As we know, the somewhat abortive Napoleonic creature it became, was quashed finally with the Congress of Vienna while Metternich and Castlereagh re-aligned the cosmos in tune with the demands of Old Monarchy; a "forest of bayonets" was installed, a Pan-European spy network set in place while Mazzinni and fellow revolutionaries plotted relentlessly to retrieve promised liberal and democratic reforms. Such was the post-revolutionary atmosphere of false dawn in which Marx re-wrote Hegel, turned the master on his head and converted his dialectic of the spirit into a fable of class antagonisms.

And how could this be surprising given the conservative backlash, the glacial pace of reforms, the ubiquitous arms of state suppression and the crushing inequalities exposed by rapid industrialisation? Marx being the last great Enlightenment thinker who sought a totalising, all-encompassing conceptual framework to address the "failures" of the French Revolution, he now saw the peasantry, the bourgeoisie and petty nationalisms consume the hopes of the 1848 revolutions - deeper, underlying conditions had to be identified; the "true" animating forces of history exposed, and their logic dissected and explicated if ever the revolution were to succeed.
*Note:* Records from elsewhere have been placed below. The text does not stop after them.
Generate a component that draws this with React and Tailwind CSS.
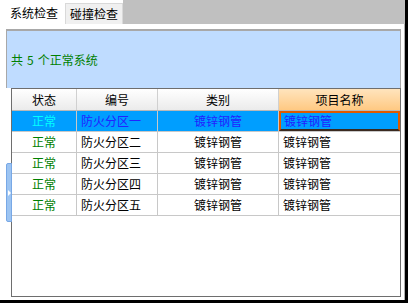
import React from "react";

const rows = [
  { state: "正常", code: "防火分区一", kind: "镀锌钢管", name: "镀锌钢管" },
  { state: "正常", code: "防火分区二", kind: "镀锌钢管", name: "镀锌钢管" },
  { state: "正常", code: "防火分区三", kind: "镀锌钢管", name: "镀锌钢管" },
  { state: "正常", code: "防火分区四", kind: "镀锌钢管", name: "镀锌钢管" },
  { state: "正常", code: "防火分区五", kind: "镀锌钢管", name: "镀锌钢管" },
];

const cols = "grid grid-cols-[65px_81px_121px_1fr]";

const App = () => {
  return (
    <div
      className="relative w-[408px] h-[303px] bg-black overflow-hidden text-[12px] leading-none"
      style={{ fontFamily: '"Noto Sans CJK SC", "Noto Sans", sans-serif' }}
    >
      <div className="w-[405px] h-[300px] bg-white flex flex-col">
        {/* Tabs */}
        <div className="h-[24px] flex bg-[#c0c0c0] shrink-0">
          <div className="w-[64px] bg-white flex items-center pl-[10px] pt-[2px] text-black">系统检查</div>
          <div className="w-[1px] bg-white" />
          <div className="flex flex-col w-[58px] bg-white">
            <div className="h-[3px] bg-white" />
            <div className="flex-1 bg-[#f0f0f0] border border-b-0 border-[#d9d9d9] flex items-center pl-[4px] text-black">
              碰撞检查
            </div>
          </div>
          <div className="flex-1" />
        </div>

        {/* Panel */}
        <div className="flex-1 flex flex-col pl-[6px] pt-[5px] pr-[3px] border-r border-[#b0b0b0]">
          <div className="h-[59px] border-t-2 border-l border-r border-[#a8a8a8] bg-[#bfdcff] flex items-center pl-[4px] text-[#008000]">
            <span>共</span>
            <span className="ml-[4px]">5</span>
            <span className="ml-[4px]">个正常系统</span>
          </div>
          <div className="flex-1 pl-[5px] pb-[3px] flex">
            <div className="flex-1 border border-[#6e6e6e] bg-white flex flex-col">
              {/* Header */}
              <div className={`${cols} h-[22px] border-b border-[#b8b8b8]`}>
                <div className="flex items-center justify-center bg-gradient-to-b from-white to-[#ebebeb] border-r border-[#d0d0d0] text-black">状态</div>
                <div className="flex items-center justify-center bg-gradient-to-b from-white to-[#ebebeb] border-r border-[#d0d0d0] text-black">编号</div>
                <div className="flex items-center justify-center bg-gradient-to-b from-white to-[#ebebeb] border-r border-[#d0d0d0] text-black">类别</div>
                <div className="flex items-center justify-center bg-gradient-to-b from-[#ffe4bd] to-[#ffc982] text-black">项目名称</div>
              </div>
              {/* Rows */}
              {rows.map((r, i) =>
                i === 0 ? (
                  <div key={r.code} className={`${cols} h-[21px] bg-[#009eff] border-b border-[#c8c8c8]`}>
                    <div className="flex items-center justify-center text-[#00ffff] border-r border-[#c8c8c8]">{r.state}</div>
                    <div className="flex items-center pl-[4px] text-[#2222ff] border-r border-[#c8c8c8]">{r.code}</div>
                    <div className="flex items-center justify-center text-[#2222ff] border-r border-[#c8c8c8]">{r.kind}</div>
                    <div className="flex items-center pl-[3px] text-[#2222ff] border-2 border-[#e05a00] border-b-[#3a2a20]">{r.name}</div>
                  </div>
                ) : (
                  <div key={r.code} className={`${cols} h-[21px] border-b border-[#c8c8c8]`}>
                    <div className="flex items-center justify-center text-[#008000] border-r border-[#c8c8c8]">{r.state}</div>
                    <div className="flex items-center pl-[4px] text-black border-r border-[#c8c8c8]">{r.code}</div>
                    <div className="flex items-center justify-center text-black border-r border-[#c8c8c8]">{r.kind}</div>
                    <div className="flex items-center pl-[4px] text-black">{r.name}</div>
                  </div>
                )
              )}
            </div>
          </div>
        </div>
      </div>

      {/* Scroll handle overlay */}
      <div className="absolute left-[6px] top-[163px] w-[6px] h-[59px] bg-[#9cc4f2] border border-[#78a8e6] rounded-l-[2px] flex items-center justify-end">
        <div className="w-0 h-0 border-y-[3px] border-y-transparent border-l-[3px] border-l-white" />
      </div>
    </div>
  );
};

export default App;
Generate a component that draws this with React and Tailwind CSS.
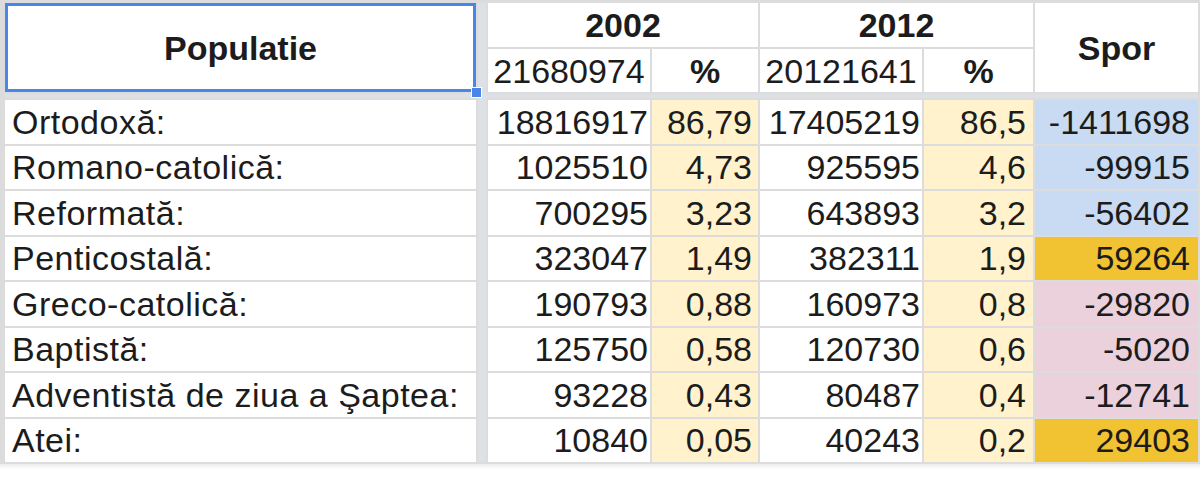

So, the Russian Revolution became to a large extent the by-product of the tenacity of the ancien regime to resist democratic change, the concomitant growth in nationalism which it encouraged, and the second, more aggressive Age of Imperialism which it spawned - all grist to the mill and perfect recruiting material for the "Golden Age" socialists and European radicals on the eve of the Great War; a conflict in which that Old Order so thoroughly consumed itself.